Should a constitutional law professor (who happens to be the chairman of the board of directors of an organization that has been supporting Qualcomm for some time now) be right and the ITC actually has to conduct a retrial with respect to Qualcomm's first ITC complaint against Apple, the envelope tracker patent would be relitigated, but the likelihood of the ITC deeming the asserted claims invalid would be higher next time around.

Since there will be news from those IPRs sooner or later, I'd like to help everyone navigate the four IPRs by providing an overview of what prior art references are held against what claims in what proceeding:

IPR2018-01153 (claims 1-9) -- instituted on 01/16/19

Intel's petition (PDF)

Claim 1: obvious over Chu + Choi 2010 + Myers

Claim 2: obvious over Chu + Choi 2010 + Myers

Claim 3: obvious over Chu + Choi 2010 + Myers

Claim 4: obvious over Chu + Choi 2010 + Myers

Claim 5: obvious over Chu + Choi 2010 + Myers

Claim 6: obvious over Chu + Choi 2010 (if necessary, + Myers)

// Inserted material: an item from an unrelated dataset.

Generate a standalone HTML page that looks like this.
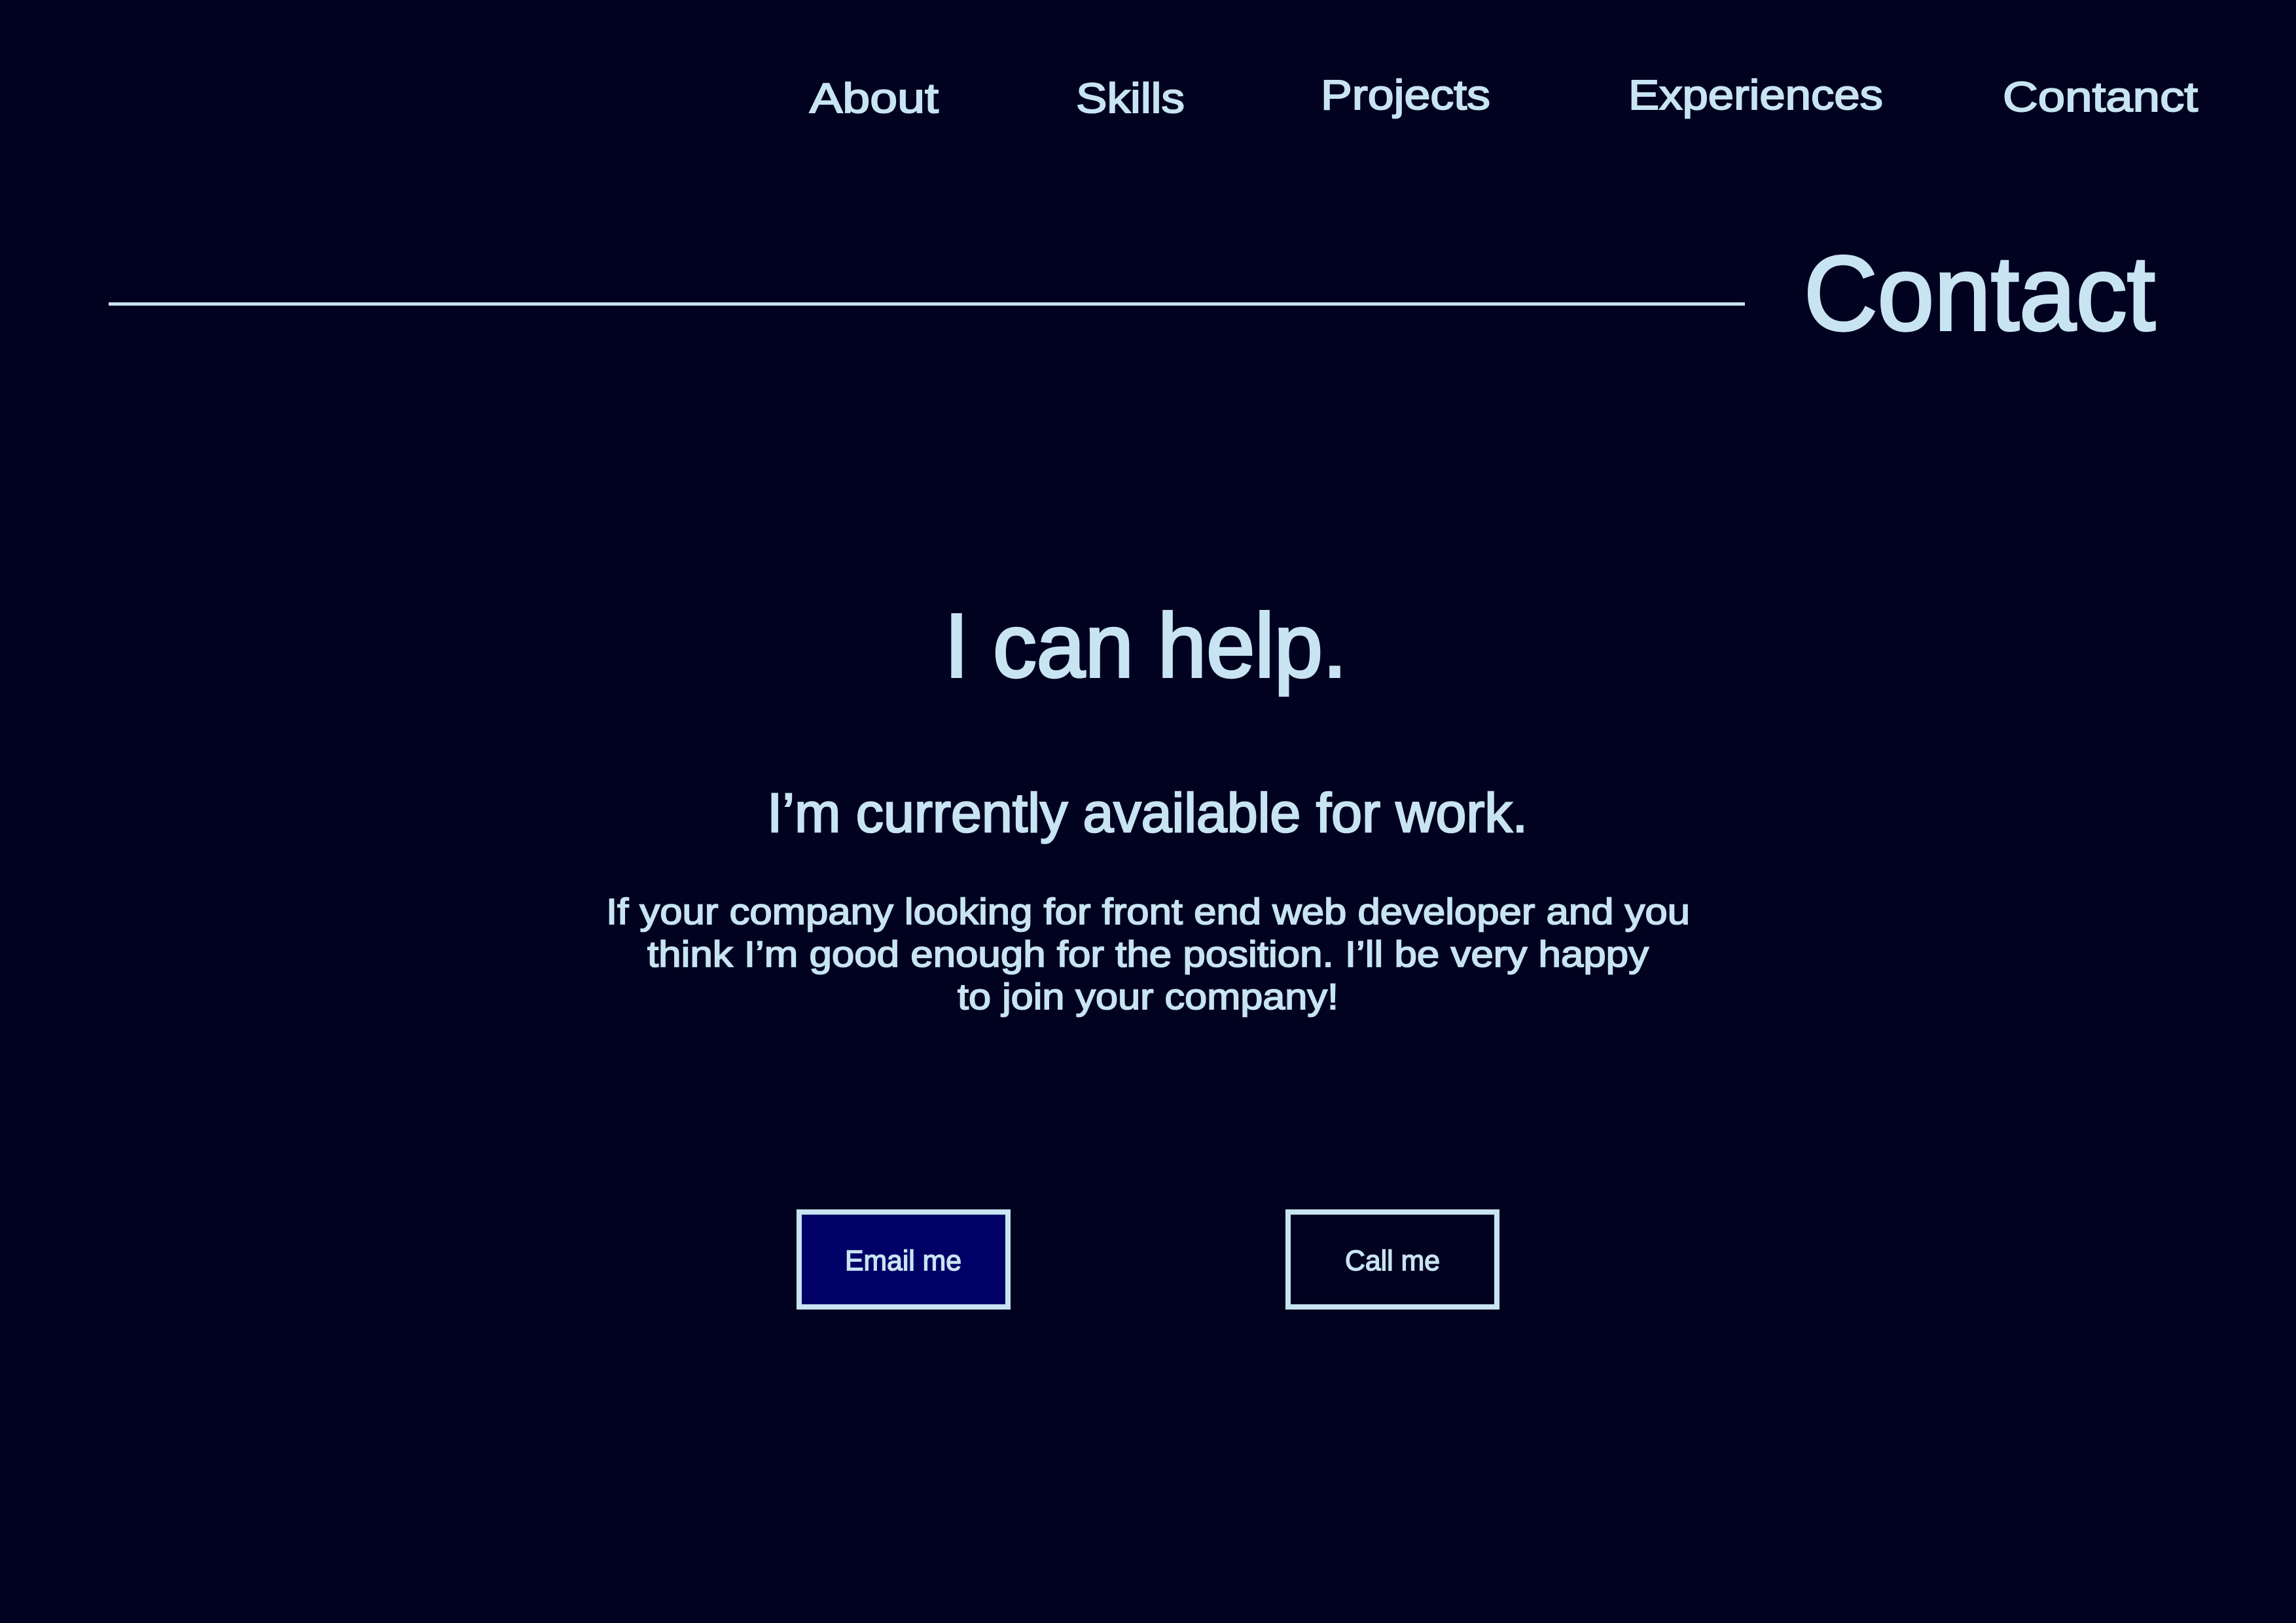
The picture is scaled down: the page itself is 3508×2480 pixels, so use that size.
<!DOCTYPE html>
<html><head><meta charset="utf-8"><style>
html,body{margin:0;padding:0;background:#000220;}
svg{display:block;}
text{font-family:"Liberation Sans","DejaVu Sans",sans-serif;fill:#c8e4f2;stroke:#c8e4f2;}
</style></head><body>
<svg width="3508" height="2480" viewBox="0 0 3508 2480" xmlns="http://www.w3.org/2000/svg">
<rect width="3508" height="2480" fill="#000220"/>
<g font-size="64" stroke-width="2">
<text x="1237" y="172" textLength="197" lengthAdjust="spacingAndGlyphs">About</text>
<text x="1644" y="172" textLength="166" lengthAdjust="spacingAndGlyphs">Skills</text>
<text x="2018" y="167" textLength="259" lengthAdjust="spacingAndGlyphs">Projects</text>
<text x="2488" y="167" textLength="389" lengthAdjust="spacingAndGlyphs">Experiences</text>
<text x="3060" y="170" textLength="298" lengthAdjust="spacingAndGlyphs">Contanct</text>
</g>
<rect x="166" y="462" width="2500" height="5" fill="#c8e4f2"/>
<text x="2756" y="504" font-size="162" stroke-width="4" textLength="537" lengthAdjust="spacingAndGlyphs">Contact</text>
<text x="1443" y="1034" font-size="138" stroke-width="4" textLength="615" lengthAdjust="spacingAndGlyphs">I can help.</text>
<text x="1172" y="1271" font-size="84" stroke-width="2.5" textLength="1162" lengthAdjust="spacingAndGlyphs">I’m currently available for work.</text>
<g font-size="56" stroke-width="1.8">
<text x="926" y="1412" textLength="1656" lengthAdjust="spacingAndGlyphs">If your company looking for front end web developer and you</text>
<text x="989" y="1477" textLength="1530" lengthAdjust="spacingAndGlyphs">think I’m good enough for the position. I’ll be very happy</text>
<text x="1463" y="1542" textLength="582" lengthAdjust="spacingAndGlyphs">to join your company!</text>
</g>
<rect x="1221" y="1852" width="319" height="145" fill="#000066" stroke="#c8e4f2" stroke-width="8"/>
<rect x="1968" y="1852" width="319" height="145" fill="#000220" stroke="#c8e4f2" stroke-width="8"/>
<g font-size="44" stroke-width="1.5">
<text x="1291" y="1941" textLength="178" lengthAdjust="spacingAndGlyphs">Email me</text>
<text x="2055" y="1941" textLength="145" lengthAdjust="spacingAndGlyphs">Call me</text>
</g>
</svg>
</body></html>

Claim 7: obvious over Chu + Choi 2010 + Myers

Claim 8: obvious over Chu + Choi 2010 (if necessary, + Myers)

Claim 9: obvious over Chu + Choi 2010 + Myers

IPR2018-01240 (claims 10&11) -- instituted on 02/06/19

Intel's petition (PDF)

Claim 10: obvious over Chu + Choi 2010 + Hanington

Claim 11: obvious over Chu + Choi 2010 + Hanington + Myers

IPR2018-01152 (claims 12-14) -- instituted on 01/16/19

Intel's petition (PDF)

Claim 12: anticipated by Chu

Claim 13: obvious over Chu + Choi 2010 (if necessary, + Myers)

Claim 14: anticipated by Chu, or obvious over Chu + Blanken

IPR2018-01154 (claims 15-20) -- instituted on 02/06/19 and most relevant to the European proceeding

Intel's petition (PDF)

Claim 15: anticipated by Kwak

Claim 16: obvious over Kwak

Claim 17: anticipated by Kwak

Claim 18: anticipated by Kwak

Claim 19: obvious over Kwak + Choi 2010

Claim 20: anticipated by Kwak

Before the EPO, Intel attacks the relevant European claims as being anticipated by a prior art reference named Hou, but also argues that they're obvious over Kwak + Kim, or alternatively over Stauth + Tanabe. Further reference is made in Intel's European opposition brief to prior art references named Midya, Lee, Wu, Mathe, Kim, Kang, and Chu.